До нее оставалось несколько часов, но Алиса выскочила из дома. Платаны распустились, и тени листьев метались по стенам и тротуару. Дул сильный ветер, по низкому небу Парижа наперегонки мчались облака. Все знакомые были заняты, и только к вечеру, сразу после получения авторских экземпляров, можно было начинать праздновать.

Она шла быстро, почти бежала, то и дело взглядывая на проносящееся над ней небесное море. Упала на траву чужого леса и лежа смотрела ввысь.

Облака тают, и маленький диск солнца вкатывается все выше. Вот он в зените, чуть прикрытый слабой, еле заметной и тонкой сетью почти невидимых облачных нитей.

И прямо, прямо к нему, кружа и на миг замирая, поднимается птица – небольшая птица с узкими крыльями и длинным хвостом. Из поднебесья слышится резкий и звонкий клекот.

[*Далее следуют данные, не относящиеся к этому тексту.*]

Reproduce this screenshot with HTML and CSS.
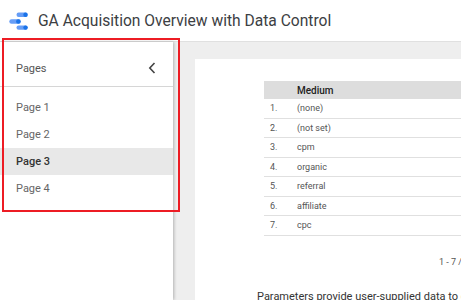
FILE: index.html
```html
<!DOCTYPE html>
<html lang="en">
<head>
    <meta charset="UTF-8">
    <title>GA Acquisition Overview with Data Control</title>
    <link rel="stylesheet" href="styles.css">
</head>
<body>

    <!-- Header -->
    <header class="topbar">
        <svg class="logo" width="20" height="19" viewBox="0 0 20 19">
            <rect x="7.5" y="0.6" width="11.2" height="4.4" rx="2.2" fill="#669df6"/>
            <circle cx="16.5" cy="2.8" r="2.2" fill="#1a73e8"/>
            <rect x="0.3" y="7.2" width="11.4" height="4.6" rx="2.3" fill="#669df6"/>
            <circle cx="9.4" cy="9.5" r="2.3" fill="#1a73e8"/>
            <rect x="7.5" y="13.4" width="11.2" height="4.4" rx="2.2" fill="#669df6"/>
            <circle cx="16.5" cy="15.6" r="2.2" fill="#1a73e8"/>
        </svg>
        <h1 class="title">GA Acquisition Overview with Data Control</h1>
    </header>

    <div class="main">
        <!-- Pages panel -->
        <aside class="sidebar">
            <div class="sidebar-head">
                <span>Pages</span>
                <svg class="chevron" width="8" height="12" viewBox="0 0 8 12">
                    <path d="M6.5 1 L1.8 6 L6.5 11" fill="none" stroke="#444" stroke-width="1.6"/>
                </svg>
            </div>
            <ul class="page-list">
                <li>Page 1</li>
                <li>Page 2</li>
                <li class="active">Page 3</li>
                <li>Page 4</li>
            </ul>
        </aside>

        <!-- Report canvas -->
        <section class="content">
            <div class="report">
                <table class="data-table">
                    <thead>
                        <tr><th class="num"></th><th>Medium</th></tr>
                    </thead>
                    <tbody>
                        <tr><td class="num">1.</td><td>(none)</td></tr>
                        <tr><td class="num">2.</td><td>(not set)</td></tr>
                        <tr><td class="num">3.</td><td>cpm</td></tr>
                        <tr><td class="num">4.</td><td>organic</td></tr>
                        <tr><td class="num">5.</td><td>referral</td></tr>
                        <tr><td class="num">6.</td><td>affiliate</td></tr>
                        <tr><td class="num">7.</td><td>cpc</td></tr>
                    </tbody>
                </table>
                <div class="pager">1 - 7 / 7</div>
                <p class="note">Parameters provide user-supplied data to calculated fields and data sources.</p>
            </div>
        </section>
    </div>

    <div class="highlight"></div>

</body>
</html>
```

FILE: styles.css
```css
body {
    font-family: Roboto, "Liberation Sans", sans-serif;
    margin: 0;
    padding: 0;
    width: 461px;
    height: 300px;
    overflow: hidden;
    background-color: #fff;
    position: relative;
}

/* Header */
.topbar {
    height: 42px;
    display: flex;
    align-items: center;
    padding-left: 9px;
    border-bottom: 1px solid #e0e0e0;
    box-sizing: border-box;
}

.logo {
    margin-top: 1px;
}

.title {
    margin: 0 0 0 9px;
    font-size: 15.6px;
    font-weight: 400;
    color: #3c4043;
    white-space: nowrap;
}

.main {
    display: flex;
    height: 258px;
}

/* Pages panel */
.sidebar {
    width: 173px;
    flex-shrink: 0;
    background: #fff;
    box-shadow: 1px 0 3px rgba(0, 0, 0, 0.25);
    position: relative;
    z-index: 1;
}

.sidebar-head {
    height: 45px;
    display: flex;
    justify-content: space-between;
    align-items: center;
    padding: 8px 17px 0 16px;
    box-sizing: border-box;
    border-bottom: 1px solid #d6d6d6;
    font-size: 11px;
    color: #555;
}

.page-list {
    list-style: none;
    margin: 0;
    padding: 7px 0 0;
}

.page-list li {
    height: 27px;
    line-height: 28px;
    padding-left: 16px;
    font-size: 11px;
    color: #666;
}

.page-list li.active {
    background: #e8e8e8;
    color: #333;
    font-weight: 500;
}

/* Report canvas */
.content {
    flex: 1;
    background: #eeeeee;
    padding: 17px 0 0 22px;
    overflow: hidden;
}

.report {
    background: #fff;
    height: 100%;
    padding: 22px 0 0 62px;
    box-sizing: border-box;
    overflow: hidden;
    white-space: nowrap;
}

.data-table {
    margin-left: 7px;
    width: 320px;
    border-collapse: collapse;
    font-size: 9px;
    color: #555;
}

.data-table th {
    background: #dddddd;
    height: 18px;
    padding: 0;
    text-align: left;
    font-size: 10px;
    font-weight: 500;
    color: #222;
}

.data-table td {
    height: 18.5px;
    padding: 0;
    border-bottom: 1px solid #e0e0e0;
}

.data-table .num {
    width: 33px;
    padding-left: 6px;
    box-sizing: border-box;
}

.pager {
    margin: 20px 0 0 182px;
    font-size: 9px;
    color: #555;
    line-height: 12px;
}

.note {
    margin: 22px 0 0;
    font-size: 11px;
    color: #333;
    line-height: 14px;
}

/* red annotation box over the pages panel */
.highlight {
    position: absolute;
    left: 2px;
    top: 38px;
    width: 174px;
    height: 170px;
    border: 2px solid #ed1c24;
    z-index: 5;
}
```
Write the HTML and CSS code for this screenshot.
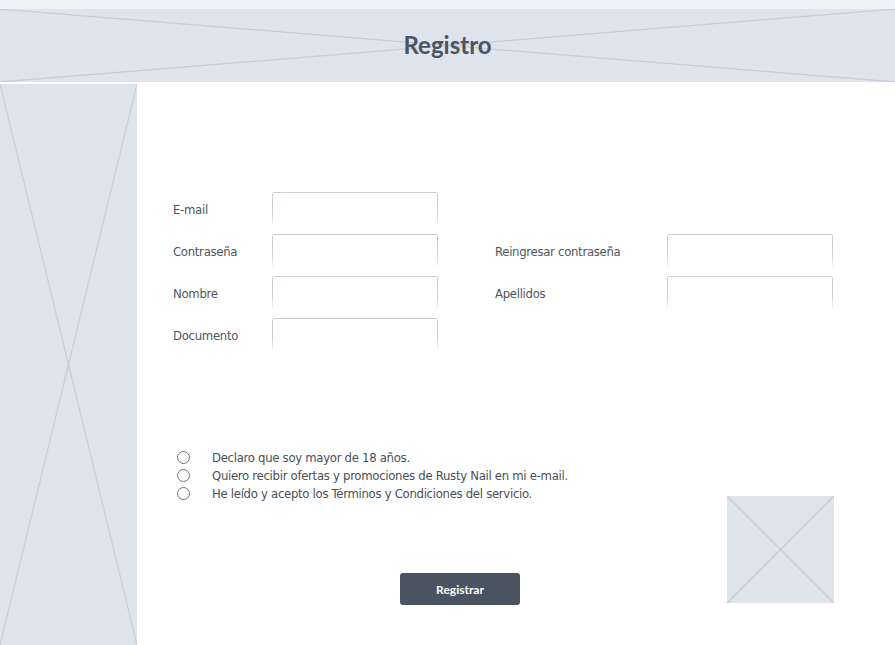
FILE: index.html
```html
<!DOCTYPE html>
<html lang="es">
<head>
<meta charset="utf-8">
<title>Registro</title>
<link rel="stylesheet" href="styles.css">
</head>
<body>
<div class="topstrip"></div>
<header class="header ph">
  <svg class="ph-x" viewBox="0 0 100 100" preserveAspectRatio="none"><line x1="0" y1="0" x2="100" y2="100" vector-effect="non-scaling-stroke"/><line x1="100" y1="0" x2="0" y2="100" vector-effect="non-scaling-stroke"/></svg>
  <h1 class="title">Registro</h1>
</header>
<div class="body-row">
  <aside class="sidebar ph">
    <svg class="ph-x" viewBox="0 0 100 100" preserveAspectRatio="none"><line x1="0" y1="0" x2="100" y2="100" vector-effect="non-scaling-stroke"/><line x1="100" y1="0" x2="0" y2="100" vector-effect="non-scaling-stroke"/></svg>
  </aside>
  <main class="main">
    <div class="form">
      <label class="lbl">E-mail</label><div class="inp"></div><span></span><span></span>
      <label class="lbl">Contraseña</label><div class="inp"></div><label class="lbl lbl2">Reingresar contraseña</label><div class="inp"></div>
      <label class="lbl">Nombre</label><div class="inp"></div><label class="lbl lbl2">Apellidos</label><div class="inp"></div>
      <label class="lbl">Documento</label><div class="inp"></div><span></span><span></span>
    </div>
    <div class="lower">
      <div class="left">
        <ul class="checks">
          <li><span class="radio"></span>Declaro que soy mayor de 18 años.</li>
          <li><span class="radio"></span>Quiero recibir ofertas y promociones de Rusty Nail en mi e-mail.</li>
          <li><span class="radio"></span>He leído y acepto los Términos y Condiciones del servicio.</li>
        </ul>
        <button class="btn">Registrar</button>
      </div>
      <div class="image ph">
        <svg class="ph-x" viewBox="0 0 100 100" preserveAspectRatio="none"><line x1="0" y1="0" x2="100" y2="100" vector-effect="non-scaling-stroke"/><line x1="100" y1="0" x2="0" y2="100" vector-effect="non-scaling-stroke"/></svg>
      </div>
    </div>
  </main>
</div>
</body>
</html>
```
FILE: styles.css
```css
* { box-sizing: border-box; }
html, body { margin: 0; padding: 0; }
body {
  width: 895px;
  height: 645px;
  overflow: hidden;
  background: #fff;
  font-family: "Liberation Sans Narrow", "DejaVu Sans Condensed", sans-serif;
  color: #4a4f57;
}
.topstrip { height: 9px; background: #eef1f5; }
.ph {
  display: grid;
  background: #dfe4ec;
}
.ph > * { grid-area: 1 / 1; }
.ph-x { width: 100%; height: 100%; display: block; }
.ph-x line { stroke: #c6cdd9; stroke-width: 1.3; }
.header { height: 73px; }
.title {
  margin: 0;
  align-self: center;
  justify-self: center;
  font-family: Lato, sans-serif;
  font-weight: 700;
  font-size: 24px;
  color: #4b5461;
  position: relative;
  top: -1px;
}
.body-row {
  display: flex;
  margin-top: 2px;
  height: 561px;
}
.sidebar { width: 137px; flex: none; }
.main {
  flex: 1;
  padding: 108px 0 0 36px;
}
.form {
  display: grid;
  grid-template-columns: 99px 166px 229px 166px;
  grid-auto-rows: 32px;
  row-gap: 10px;
  align-items: center;
}
.lbl {
  font-size: 13px;
  letter-spacing: -0.3px;
  color: #50555c;
  position: relative;
  top: 1px;
}
.lbl2 { margin-left: 57px; }
.inp {
  height: 32px;
  border: 1px solid #c9ced6;
  border-bottom: none;
  border-radius: 2px 2px 0 0;
  background: #fff;
  -webkit-mask-image: linear-gradient(#000 60%, rgba(0,0,0,0.25));
  mask-image: linear-gradient(#000 60%, rgba(0,0,0,0.25));
}
.lower {
  display: flex;
  margin-top: 98px;
}
.left { width: 554px; display: flex; flex-direction: column; }
.checks {
  list-style: none;
  margin: 0;
  padding: 0 0 0 4px;
}
.checks li {
  display: flex;
  align-items: center;
  height: 18px;
  font-size: 13px;
  letter-spacing: -0.3px;
  color: #4a4f57;
}
.radio {
  width: 13px;
  height: 13px;
  border: 1px solid #6f757d;
  border-radius: 50%;
  margin-right: 22px;
  flex: none;
}
.btn {
  margin: 71px 0 0 227px;
  width: 120px;
  height: 32px;
  border: none;
  border-radius: 3px;
  background: #4a5360;
  color: #fff;
  font-family: Lato, sans-serif;
  font-weight: 700;
  font-size: 12px;
  padding: 0;
}
.image {
  width: 107px;
  height: 107px;
  margin-top: 48px;
}
```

Она узнает эту птицу. Это она сама – Тирселе. Она, в которой от Алисы – стриптизерши, крысенка московских предместий, маленькой девочки, брошенной отцом и не знающей о себе ничего, той Алисы, чьим развлечением было шататься по вечерним улицам и пинать ногой урны, чтобы из них выпрыгивали испуганные крысы, а потом смотреть, как они убегают, или писать мерзкие эсэмэски женам буржуазных бонвиванов – от той, одинокой, жалкой и смелой, Алисы осталось самое главное.

Свобода как цель. Как мечта. Как жизнь. Жажда, страсть свободы – от людей, от одиночества, от рабской, беззащитной, попранной любви.

Она искала ее, свою свободу, и обрела – но не там, где ждала. Цеплялась за деньги, идеи, цинизм, квартиры – все за чужое, и за все чужое. А свобода оказалась в ней самой – как дар. Ей, только ей дарованный талант и смелость в него поверить. Вот как все оказалось просто!